Global warming is remaking the Arctic, with changes like ice-free sea lanes across the Arctic Ocean in summer, or no-longer-so-eternal permafrost on land, unprecedented in human history.

How much one laments or celebrates these changes probably depends on where one’s values fall across a scale extending from “untouched wilderness” at one end to “lucrative oil field” at the other. But it’s indisputable that they’re creating new opportunities for scientists to learn more about the region than they’ve been able to in the past–and a new sense of urgency.

“The Arctic in the Anthropocene: Emerging Research Questions,” is a report by the National Research Council that tries to identify the questions brought on by the Great Arctic Melt. It was released last month in pre-publication form.
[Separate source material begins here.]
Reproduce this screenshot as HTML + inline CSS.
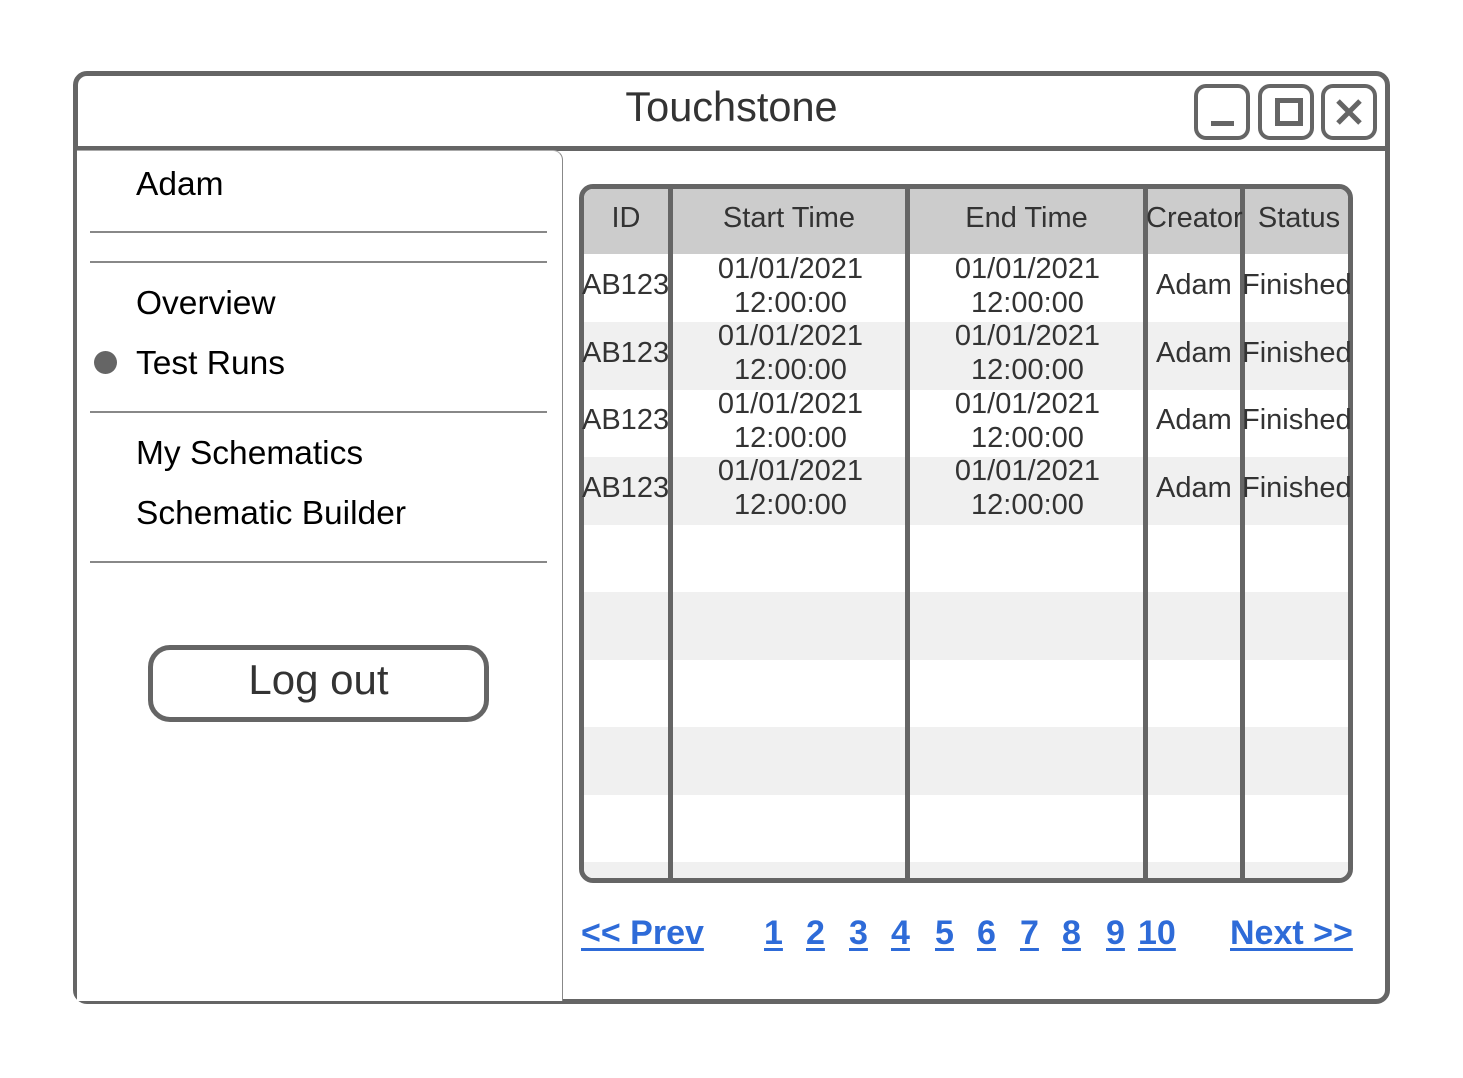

The Arctic is changing so fast, we’re unlikely to have many second chances at fixing mistakes.

I’ve only skimmed the surface of this report so far, but already can tell it has a lot to offer. Stephanie Pfirman, an environmental scientist at Barnard College, Columbia University, who co-chaired the committee that created the report, spoke with me briefly about it as well.

If you haven’t heard the word “Anthropocene” before, it is a recently-coined name for the current period in Earth’s history, when human actions are having a planet-scale impact. Putting the word “Anthropocene” in the report’s title, Pfirman told me, was a way to expand its scope beyond the typical confines of scientific reports about global warming and the Arctic. “Anthropocene is about more than just human influence on the planet,” she said. “It’s also about human interactions, ingenuity, and capacity to solve problems.”

New questions

The sections on the “evolving Arctic” and the “connected Arctic” cover relatively well-identified questions, known unknowns that include: How do and will the new levels of heat in the Far North change weather patterns in other parts of the world? And as the region’s geopolitical importance increases, can Arctic native peoples gain greater political power, and a new degree of self-determination?

More novel are the sections that ask questions about the “hidden Arctic,” as in “what we may find now that we have access to new areas, new technologies,” says Pfirman, “but also what we may lose forever”; the “managed Arctic” of unprecedented expansion in the land and other resources available to human inhabitants of the region; and the “undetermined Arctic” of uneven research funding, spotty monitoring tools, and other barriers that complicate efforts to study and understand the changes.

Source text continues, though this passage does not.